You can't talk about the China Open 2024 without mentioning the local favorites. The atmosphere in Beijing was electric, mostly because Chinese tennis is having a massive "tipping point" moment.

  • Zheng Qinwen: Coming off her Olympic gold, the pressure on her was insane. She made it to the semifinals, losing to Muchová, but the "Qinwen Fever" was the real story.
  • Bu Yunchaokete: This was the shock of the tournament. The wildcard entry became the first Chinese man to ever reach the semifinals in Beijing. He took down Andrey Rublev in the quarters—a result nobody saw coming.
  • Zhang Shuai: She entered the tournament on a 24-match losing streak. Let that sink in. She then proceeded to beat top-10 seed Emma Navarro and made it all the way to the quarterfinals as the world No. 595.

Why the Atmosphere Hit Differently This Year

Beijing's National Tennis Center saw record-breaking crowds. On October 1st alone—China's National Day—over 44,000 people showed up. Total attendance for the week pushed toward 300,000.

The tournament expanded the women's draw to 96 players and stretched the event over two weeks for the first time. It felt like a "Mini-Slam." The prize money was massive too, with a total pool of over $13 million.

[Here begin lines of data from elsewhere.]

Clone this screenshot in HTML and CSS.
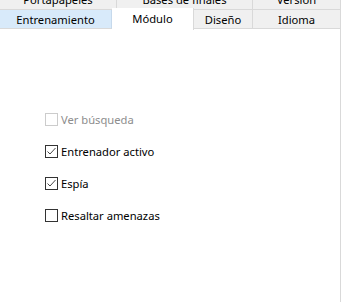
FILE: index.html
```html
<!DOCTYPE html>
<html lang="es">
<head>
  <meta charset="UTF-8">
  <title>Opciones</title>
  <link rel="stylesheet" href="styles.css">
</head>
<body>

  <div class="tab-row back-row">
    <div class="tab w-porta">Portapapeles</div>
    <div class="tab w-bases">Bases de finales</div>
    <div class="tab w-version">Versión</div>
  </div>

  <div class="tab-row front-row">
    <div class="tab w-entren hover">Entrenamiento</div>
    <div class="tab w-modulo selected">Módulo</div>
    <div class="tab w-diseno">Diseño</div>
    <div class="tab w-idioma">Idioma</div>
  </div>

  <div class="panel">
    <label class="option disabled">
      <span class="box"></span>
      <span>Ver búsqueda</span>
    </label>
    <label class="option">
      <span class="box">
        <svg width="11" height="11" viewBox="0 0 11 11"><path d="M1.5 5.5 L4 8 L9.5 2" fill="none" stroke="#333" stroke-width="0.9"/></svg>
      </span>
      <span>Entrenador activo</span>
    </label>
    <label class="option">
      <span class="box">
        <svg width="11" height="11" viewBox="0 0 11 11"><path d="M1.5 5.5 L4 8 L9.5 2" fill="none" stroke="#333" stroke-width="0.9"/></svg>
      </span>
      <span>Espía</span>
    </label>
    <label class="option">
      <span class="box"></span>
      <span>Resaltar amenazas</span>
    </label>
  </div>

</body>
</html>
```

FILE: styles.css
```css
body {
  margin: 0;
  background: #fff;
  font-family: "Noto Sans", sans-serif;
  font-size: 11.2px;
  color: #000;
  overflow: hidden;
}
.tab-row {
  display: flex;
  width: 341px;
}
.back-row {
  margin-top: -10px;
  height: 20px;
}
.front-row {
  height: 19px;
  position: relative;
}
.tab {
  box-sizing: border-box;
  background: #f0f0f0;
  border-right: 1px solid #d9d9d9;
  border-bottom: 1px solid #d9d9d9;
  text-align: center;
  line-height: 19px;
}
.back-row .tab {
  line-height: 19px;
}
.w-porta { width: 117px; }
.w-bases { width: 136px; }
.w-version { width: 88px; }
.w-entren { width: 112px; }
.w-modulo { width: 82px; }
.w-diseno { width: 59px; }
.w-idioma { width: 88px; }
.tab.hover {
  background: #d8eafa;
  border-right-color: #c6d9ec;
}
.tab.selected {
  background: #fff;
  border-bottom: none;
  margin-top: -2px;
  height: 22px;
  line-height: 21px;
  position: relative;
  z-index: 1;
}
.panel {
  box-sizing: border-box;
  width: 341px;
  height: 280px;
  border-right: 1px solid #d9d9d9;
  padding: 84px 0 0 45px;
}
.option {
  display: flex;
  align-items: center;
  gap: 3px;
  height: 13px;
  margin-bottom: 19px;
}
.box {
  box-sizing: border-box;
  width: 13px;
  height: 13px;
  border: 1px solid #333;
  background: #fff;
  display: flex;
  align-items: center;
  justify-content: center;
}
.disabled {
  color: #8d8d8d;
}
.disabled .box {
  border-color: #cccccc;
}
```
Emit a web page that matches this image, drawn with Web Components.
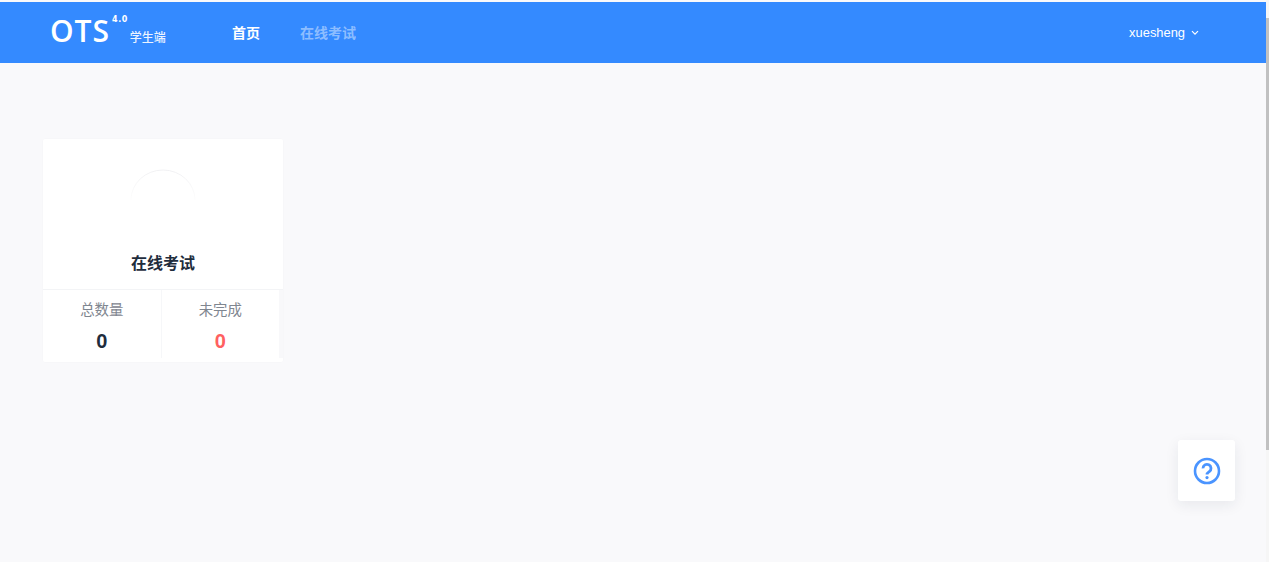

Winning in Beijing is becoming a huge status symbol. The "Cup of China" trophy Alcaraz held is inspired by a national treasure called the "Golden Cup of Eternal Stability." It’s not just a piece of silver; it’s a cultural statement.

Actionable Insights for Tennis Fans

If you're following the tour after the China Open 2024, here’s what you need to keep an eye on:

  1. Watch the Sinner/Alcaraz Head-to-Head: Alcaraz leads 6-4 now. Every time they play, the surface matters less than the mental battle. Sinner is still the more consistent "ranking points" machine, but Alcaraz wins the big-stage dogfights.
  2. Coco Gauff’s Tactical Shift: Notice how she’s standing further inside the baseline. Her new coaching setup is clearly prioritizing aggression over pure defense.
  3. The Chinese Surge: Don't ignore players like Bu Yunchaokete or Shang Juncheng. They aren't just "home soil" wonders anymore; they have the game to stay in the top 50 globally.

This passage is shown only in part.